3. Prefiero no hablar de la exposición toda, pues creo que es demasiado dispar en sus intenciones como para cubrirla con justicia en este breve espacio. Al mismo tiempo, no creo que el juicio que pueda expresar sobre un proyecto del cual fui parte tenga ningún tipo de objetividad y el riesgo de caer en el más llano cebollazo es alto, así que perdonen que reincida en este afán onanista de revisarme a mí mismo y tratar de arrojar luz sobre el ejercicio desde la primera persona.

¿Hubo cierto grado de lugarcomunismo en lo que hice? Sí, claro. Mi acercamiento al arte contemporáneo no es tan exhaustivo como el que tengo hacia la poesía o la narrativa, disciplinas a las que dedico muchísimo más tiempo de mi vida, y por lo tanto el abanico de recursos de los cuales podía echar mano era bastante más reducido del que normalmente me sirvo. Pero esa limitación, en el fondo, me obligó a tratar de generar un significado con herramientas más bien básicas.
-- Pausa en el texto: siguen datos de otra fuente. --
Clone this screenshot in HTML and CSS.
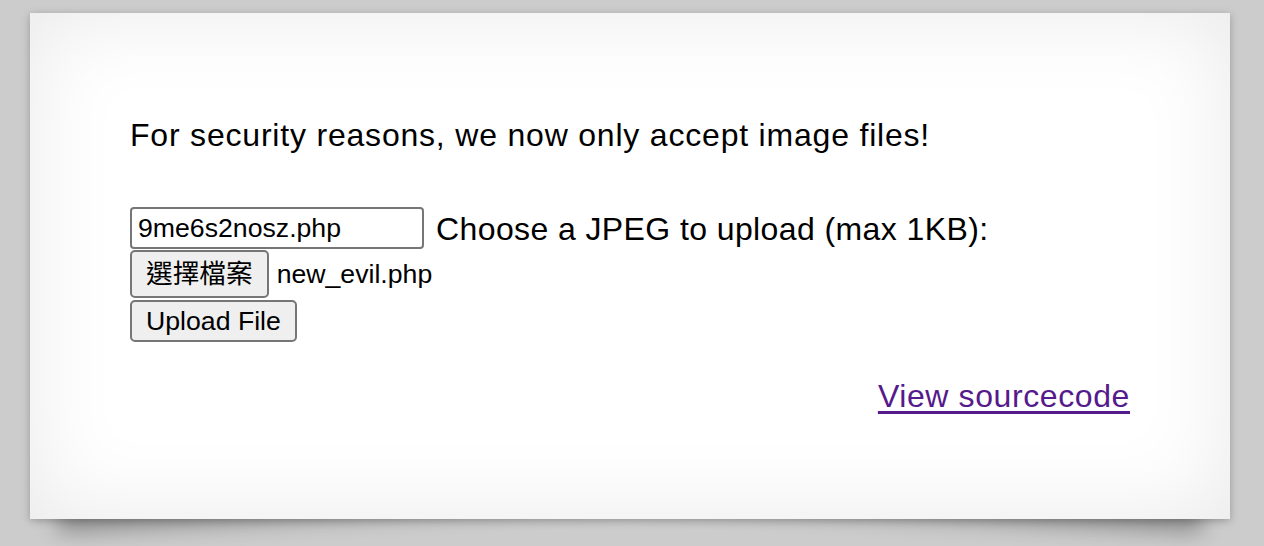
FILE: index.html
```html
<!DOCTYPE html>
<html lang="en">
<head>
<meta charset="utf-8">
<title>natas13</title>
<link rel="stylesheet" href="styles.css">
</head>
<body>
<div class="card">
  <p class="intro">For security reasons, we now only accept image files!</p>
  <form class="upload" action="index.php" method="POST">
    <div class="row row-name">
      <input class="text-input" type="text" name="filename" value="9me6s2nosz.php">
      <span class="label">Choose a JPEG to upload (max 1KB):</span>
    </div>
    <div class="row row-file">
      <button type="button" class="btn btn-file">選擇檔案</button>
      <span class="file-name">new_evil.php</span>
    </div>
    <div class="row row-submit">
      <button type="submit" class="btn btn-submit">Upload File</button>
    </div>
  </form>
  <div class="viewsource"><a class="source-link" href="index-source.html">View sourcecode</a></div>
</div>
</body>
</html>
```
FILE: styles.css
```css
html, body {
  margin: 0;
  padding: 0;
}

body {
  background: #cccccc;
  font-family: "Liberation Sans", Arial, "Noto Sans CJK TC", sans-serif;
  color: #000;
  padding: 13px 0 27px 30px;
}

.card {
  position: relative;
  width: 1000px;
  padding: 100px;
  background: #ffffff;
  box-shadow: 0 2px 8px rgba(0, 0, 0, 0.25), inset 0 0 90px rgba(0, 0, 0, 0.09);
  font-size: 32px;
  line-height: 45px;
  letter-spacing: 0.55px;
}

.card::before,
.card::after {
  content: "";
  position: absolute;
  z-index: -1;
  bottom: 30px;
  left: 24px;
  width: 48%;
  max-width: 580px;
  height: 20%;
  box-shadow: 0 28px 22px rgba(0, 0, 0, 0.32);
  transform: rotate(-3deg);
}

.card::after {
  left: auto;
  right: 24px;
  transform: rotate(3deg);
}

.intro {
  margin: 0;
  letter-spacing: 0.8px;
}

.upload {
  margin: 0;
  padding-top: 49px;
  display: flex;
  flex-direction: column;
}

.row {
  display: flex;
  align-items: center;
}

.row-name {
  height: 42px;
}

.row-file {
  margin-top: 1px;
  height: 48px;
}

.row-submit {
  margin-top: 2px;
  height: 42px;
}

.text-input {
  box-sizing: border-box;
  width: 294px;
  height: 42px;
  margin: 0;
  padding: 0 6px;
  border: 2px solid #767676;
  border-radius: 4px;
  background: #fff;
  font-family: "Liberation Sans", Arial, sans-serif;
  font-size: 26.67px;
  color: #000;
  letter-spacing: 0;
}

.label {
  margin-left: 12px;
  padding-top: 3px;
  letter-spacing: 0.4px;
}

.btn {
  box-sizing: border-box;
  margin: 0;
  padding: 0 14px;
  border: 2px solid #767676;
  border-radius: 5px;
  background: #efefef;
  color: #000;
  font-family: "Liberation Sans", Arial, "Noto Sans CJK TC", sans-serif;
  font-size: 26.67px;
  letter-spacing: 0;
  line-height: 1;
}

.btn-file {
  height: 48px;
}

.btn-submit {
  height: 42px;
}

.file-name {
  margin-left: 8px;
  font-size: 26.67px;
  letter-spacing: 0;
}

.viewsource {
  margin-top: 32px;
  text-align: right;
}

.source-link {
  color: #551a8b;
  letter-spacing: 0.6px;
  text-decoration: underline;
  text-underline-offset: 4px;
  text-decoration-thickness: 3px;
}
```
¿Se sostiene la pieza sin este discurso, sin toda esta justificación ante los lectores? No lo sé, ni me interesa demasiado. Precisamente me gusta del arte contemporáneo el hecho de que la idea, la palabra y el gesto se complementen más allá de lo que puede verse colgado en una pared o esculpido en una piedra. El discurso alrededor de algo puede ser más importante que la cosa misma, lo cual me parece genial.

 

4. Las primeras vanguardias estéticas del siglo XX concibieron la poesía como una actividad no disociada de otras expresiones artísticas. La “Ursonate” de Kurt Schwitters, colindante con la música experimental, o las presentaciones de Arthur Cravan en las que la lectura en voz alta convivía con el boxeo y la trifulca (antecedentes obvios de lo que mucho después se bautizaría como performance) son testimonios de esa época fervorosa por la que siento una admiración insana. Y aunque éstas son épocas menos épicas, y todo gesto nace repetido, no me parece mal, en medio de tanta plúmbea disertación en el vacío, que los poetas jueguen de vez en cuando a ser también otra cosa.

A los furibundos detractores de esta tímida incursión en el mundo del arte contemporáneo, si los hubiese, les ofrezco este consuelo: no me hice rico.